Output the first line of the listing and each line after it, up to and including the line that contains "import React from", exactly as written, minus the pictures.

Begin DATA SECTION

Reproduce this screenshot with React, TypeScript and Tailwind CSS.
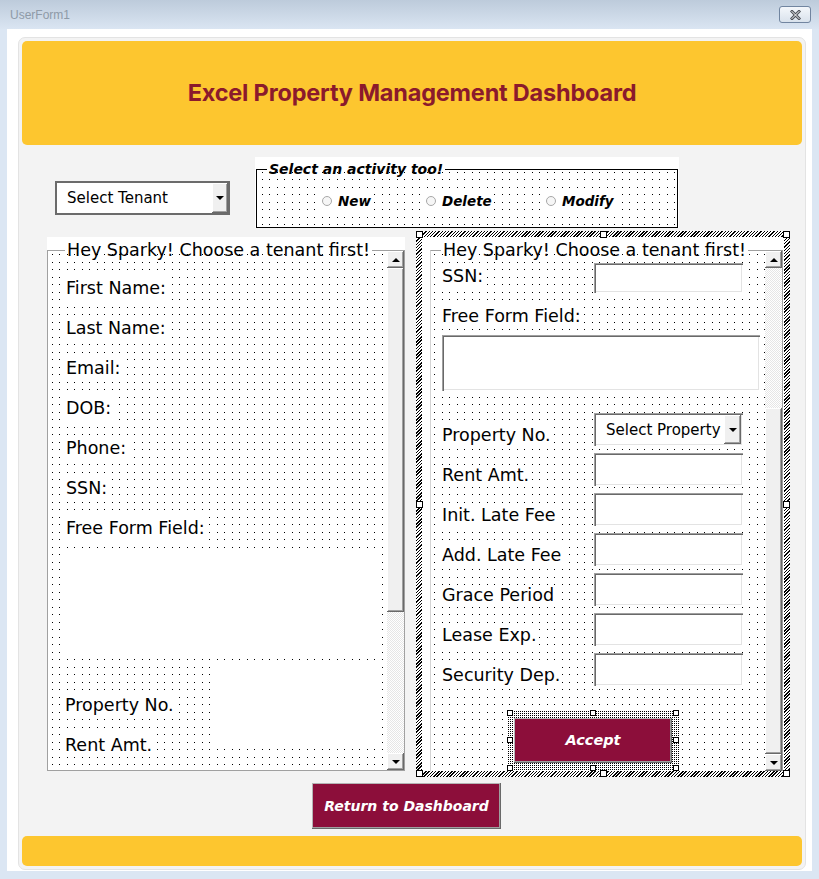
import React from "react";

const DOTS =
  "bg-white bg-[linear-gradient(90deg,#fff_7px,transparent_7px,transparent_8px,#fff_8px,#fff_14px,transparent_14px),linear-gradient(#fff_7px,#000_7px,#000_8px,#fff_8px,#fff_14px,#000_14px)] bg-[length:15px_15px] bg-fixed";

const COMIC = "font-['Comic_Sans_MS','DejaVu_Sans',sans-serif]";

const RAISED =
  "bg-[#f0f0f0] shadow-[inset_-1px_-1px_#696969,inset_1px_1px_#fff,inset_-2px_-2px_#a0a0a0]";

const SUNKEN =
  "bg-white shadow-[inset_1px_1px_#a0a0a0,inset_2px_2px_#696969,inset_-1px_-1px_#fff,inset_-2px_-2px_#e3e3e3]";

function Arrow({ up }: { up?: boolean }) {
  return up ? (
    <div className="w-0 h-0 border-x-[4px] border-x-transparent border-b-[4px] border-b-black" />
  ) : (
    <div className="w-0 h-0 border-x-[4px] border-x-transparent border-t-[4px] border-t-black" />
  );
}

function ScrollBtn({ up }: { up?: boolean }) {
  return (
    <div className={`w-[17px] h-[17px] shrink-0 flex items-center justify-center ${RAISED}`}>
      <Arrow up={up} />
    </div>
  );
}

function Track({ className }: { className: string }) {
  return (
    <div
      className={`w-[17px] bg-[repeating-conic-gradient(#e6e6e6_0_25%,#fff_0_50%)] bg-[length:2px_2px] ${className}`}
    />
  );
}

function Thumb({ className }: { className: string }) {
  return <div className={`w-[17px] ${RAISED} ${className}`} />;
}

function Legend({ children, left }: { children: React.ReactNode; left: string }) {
  return (
    <div
      className={`absolute -top-[13px] ${left} px-[2px] leading-[24px] text-[17.5px] text-black whitespace-nowrap bg-[linear-gradient(#fff_13px,transparent_13px)]`}
    >
      {children}
    </div>
  );
}

function Handle({ pos }: { pos: string }) {
  return <div className={`absolute w-[7px] h-[7px] bg-white border border-black ${pos}`} />;
}

function SmallHandle({ pos }: { pos: string }) {
  return <div className={`absolute w-[6px] h-[6px] bg-white border border-black ${pos}`} />;
}

function Label({ children }: { children: React.ReactNode }) {
  return (
    <span className="bg-white px-[2px] leading-[24px] text-[17.5px] text-black whitespace-nowrap">{children}</span>
  );
}

function Radio({ label }: { label: string }) {
  return (
    <span className="inline-flex items-center bg-white pr-[2px] leading-[18px]">
      <span className="w-[10px] h-[10px] rounded-full border border-[#a8a8a8] bg-[#f6f6f6] mr-[6px]" />
      {label}
    </span>
  );
}

const leftLabels = ["First Name:", "Last Name:", "Email:", "DOB:", "Phone:", "SSN:", "Free Form Field:"];
const rightRows = ["Rent Amt.", "Init. Late Fee", "Add. Late Fee", "Grace Period", "Lease Exp.", "Security Dep."];

export default function App() {
  return (
    <div className="w-[819px] h-[879px] bg-[#dbe6f3] flex flex-col overflow-hidden">
      {/* Title bar */}
      <div className="h-[29px] shrink-0 flex items-center justify-between pl-[10px] pr-[8px] bg-linear-to-b from-[#bdcbdb] to-[#dae5f2]">
        <span className="font-['Liberation_Sans',Arial,sans-serif] text-[12px] text-[#8e9aa7]">UserForm1</span>
        <div className="w-[32px] h-[17px] rounded-[3px] border border-[#7185a0] bg-linear-to-b from-[#f4f7fb] to-[#d9e2ec] flex items-center justify-center">
          <svg width="11" height="10" viewBox="0 0 11 10">
            <path d="M2 1.5 L9 8.5 M9 1.5 L2 8.5" stroke="#4a4f57" strokeWidth="3" strokeLinecap="square" />
            <path d="M2 1.5 L9 8.5 M9 1.5 L2 8.5" stroke="#ffffff" strokeWidth="1" strokeLinecap="square" />
          </svg>
        </div>
      </div>

      {/* Client area */}
      <div className="mx-[7px] h-[842px] bg-white pl-[11px] pt-[8px] pr-[6px] pb-[1px]">
        <div className="h-full border border-[#e3e3e3] rounded-[7px] bg-[#f3f3f3] p-[3px] flex flex-col">
          {/* Header */}
          <div className="h-[104px] shrink-0 rounded-[5px] bg-[#fdc62f] flex items-center justify-center">
            <h1 className="font-['Inter','Open_Sans',sans-serif] font-bold text-[23.5px] text-[#8b1a2c] tracking-[-0.2px]">
              Excel Property Management Dashboard
            </h1>
          </div>

          {/* Row 1 */}
          <div className={`flex items-start mt-[12px] pl-[33px] ${COMIC}`}>
            <div className="mt-[24px] w-[175px] h-[34px] border-2 border-[#6b6b6b] bg-white flex items-stretch">
              <div className="flex-1 flex items-center pl-[10px] text-[15px] text-black">Select Tenant</div>
              <div className={`w-[16px] flex items-center justify-center ${RAISED}`}>
                <Arrow />
              </div>
            </div>

            <div className="bg-white w-[424px] h-[71px] ml-[25px] pt-[12px] px-[1px]">
              <div className={`h-full border border-black relative ${DOTS}`}>
                <div className="absolute -top-[10px] left-[10px] px-[2px] leading-[18px] text-[14px] font-bold italic text-black whitespace-nowrap bg-[linear-gradient(#fff_10px,transparent_10px)]">
                  Select an activity too!
                </div>
                <div className="flex items-center pt-[21px] pl-[65px] text-[13.5px] font-bold italic text-black">
                  <div className="w-[104px]">
                    <Radio label="New" />
                  </div>
                  <div className="w-[120px]">
                    <Radio label="Delete" />
                  </div>
                  <div>
                    <Radio label="Modify" />
                  </div>
                </div>
              </div>
            </div>
          </div>

          {/* Row 2 */}
          <div className={`flex items-start mt-[3px] ${COMIC}`}>
            {/* Left frame */}
            <div className="bg-white w-[358px] h-[534px] ml-[25px] mt-[6px] pt-[13px]">
              <div className={`h-full border border-[#a0a0a0] relative flex ${DOTS}`}>
                <Legend left="left-[17px]">Hey Sparky! Choose a tenant first!</Legend>
                <div className="flex-1 flex flex-col pt-[17px]">
                  {leftLabels.map((l) => (
                    <div key={l} className="h-[40px] flex items-center pl-[16px]">
                      <Label>{l}</Label>
                    </div>
                  ))}
                  <div className="ml-[12px] w-[320px] h-[109px] bg-white" />
                  <div className="flex mt-[8px]">
                    <div className="w-[169px] pt-[20px] flex flex-col">
                      <div className="h-[40px] flex items-center pl-[15px]">
                        <Label>Property No.</Label>
                      </div>
                      <div className="h-[40px] flex items-center pl-[15px]">
                        <Label>Rent Amt.</Label>
                      </div>
                    </div>
                    <div className="w-[163px] h-[80px] bg-white" />
                  </div>
                </div>
                <div className="w-[17px] flex flex-col">
                  <ScrollBtn up />
                  <Thumb className="h-[344px]" />
                  <Track className="flex-1" />
                  <ScrollBtn />
                </div>
              </div>
            </div>

            {/* Right frame (selected) */}
            <div className="relative w-[374px] h-[546px] ml-[11px] p-[6px] bg-[repeating-linear-gradient(135deg,#000_0_1px,#fff_1px_2.3px)]">
              <div className="bg-white h-full pt-[13px] pl-[8px] pr-[1px] overflow-hidden">
                <div className={`h-full border border-b-0 border-[#a0a0a0] border-l-[#d4d4d4] relative flex ${DOTS}`}>
                  <Legend left="left-[10px]">Hey Sparky! Choose a tenant first!</Legend>
                  <div className="flex-1 flex flex-col">
                    <div className="mt-[12px] h-[30px] flex items-start">
                      <div className="w-[163px] pl-[9px] pt-[1px]">
                        <Label>SSN:</Label>
                      </div>
                      <div className={`w-[149px] h-[30px] ${SUNKEN}`} />
                    </div>
                    <div className="mt-[10px] h-[26px] pl-[9px] flex items-center">
                      <Label>Free Form Field:</Label>
                    </div>
                    <div className={`mt-[6px] ml-[11px] w-[318px] h-[57px] ${SUNKEN}`} />
                    <div className="mt-[22px] h-[33px] flex items-start">
                      <div className="w-[163px] pl-[9px] pt-[10px]">
                        <Label>Property No.</Label>
                      </div>
                      <div className={`w-[149px] h-[33px] p-[2px] flex items-stretch ${SUNKEN}`}>
                        <div className="flex-1 flex items-center pl-[10px] text-[15px] text-black whitespace-nowrap">
                          Select Property
                        </div>
                        <div className={`w-[17px] flex items-center justify-center ${RAISED}`}>
                          <Arrow />
                        </div>
                      </div>
                    </div>
                    {rightRows.map((r) => (
                      <div key={r} className="mt-[7px] h-[33px] flex items-start">
                        <div className="w-[163px] pl-[9px] pt-[10px]">
                          <Label>{r}</Label>
                        </div>
                        <div className={`w-[149px] h-[33px] ${SUNKEN}`} />
                      </div>
                    ))}
                    <div className="relative w-[172px] h-[61px] ml-[76px] mt-[24px] pl-[7px] pt-[8px] bg-[linear-gradient(90deg,#fff_1px,transparent_1px),linear-gradient(#fff_1px,#000_1px)] bg-[length:2px_2px]">
                      <button className="w-[158px] h-[45px] bg-[#8c0e3a] shadow-[inset_-1px_-1px_#696969,inset_1px_1px_#b4b4b4,inset_-2px_-2px_#a0a0a0] text-white font-bold italic text-[14.5px]">
                        Accept
                      </button>
                      <SmallHandle pos="top-0 left-0" />
                      <SmallHandle pos="top-0 left-[83px]" />
                      <SmallHandle pos="top-0 right-0" />
                      <SmallHandle pos="top-[27px] left-0" />
                      <SmallHandle pos="top-[27px] right-0" />
                      <SmallHandle pos="top-[55px] left-0" />
                      <SmallHandle pos="top-[55px] left-[83px]" />
                      <SmallHandle pos="top-[55px] right-0" />
                    </div>
                  </div>
                  <div className="w-[17px] flex flex-col">
                    <ScrollBtn up />
                    <Track className="h-[140px]" />
                    <Thumb className="flex-1" />
                    <ScrollBtn />
                  </div>
                </div>
              </div>
              <Handle pos="top-0 left-0" />
              <Handle pos="top-0 left-[calc(50%-3px)]" />
              <Handle pos="top-0 right-0" />
              <Handle pos="top-[calc(50%-3px)] left-0" />
              <Handle pos="top-[calc(50%-3px)] right-0" />
              <Handle pos="bottom-0 left-0" />
              <Handle pos="bottom-0 left-[calc(50%-3px)]" />
              <Handle pos="bottom-0 right-0" />
            </div>
          </div>

          {/* Return button */}
          <div className={`mt-[6px] ml-[290px] ${COMIC}`}>
            <button className="w-[189px] h-[46px] bg-[#8c0e3a] shadow-[inset_-1px_-1px_#696969,inset_1px_1px_#b4b4b4,inset_-2px_-2px_#a0a0a0] text-white font-bold italic text-[14px]">
              Return to Dashboard
            </button>
          </div>

          {/* Footer */}
          <div className="mt-[7px] h-[30px] shrink-0 rounded-[5px] bg-[#fdc62f]" />
        </div>
      </div>
    </div>
  );
}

End DATA SECTION

_EXPECTED ANSWER_
Reproduce this screenshot with React, TypeScript and Tailwind CSS.
import React from "react";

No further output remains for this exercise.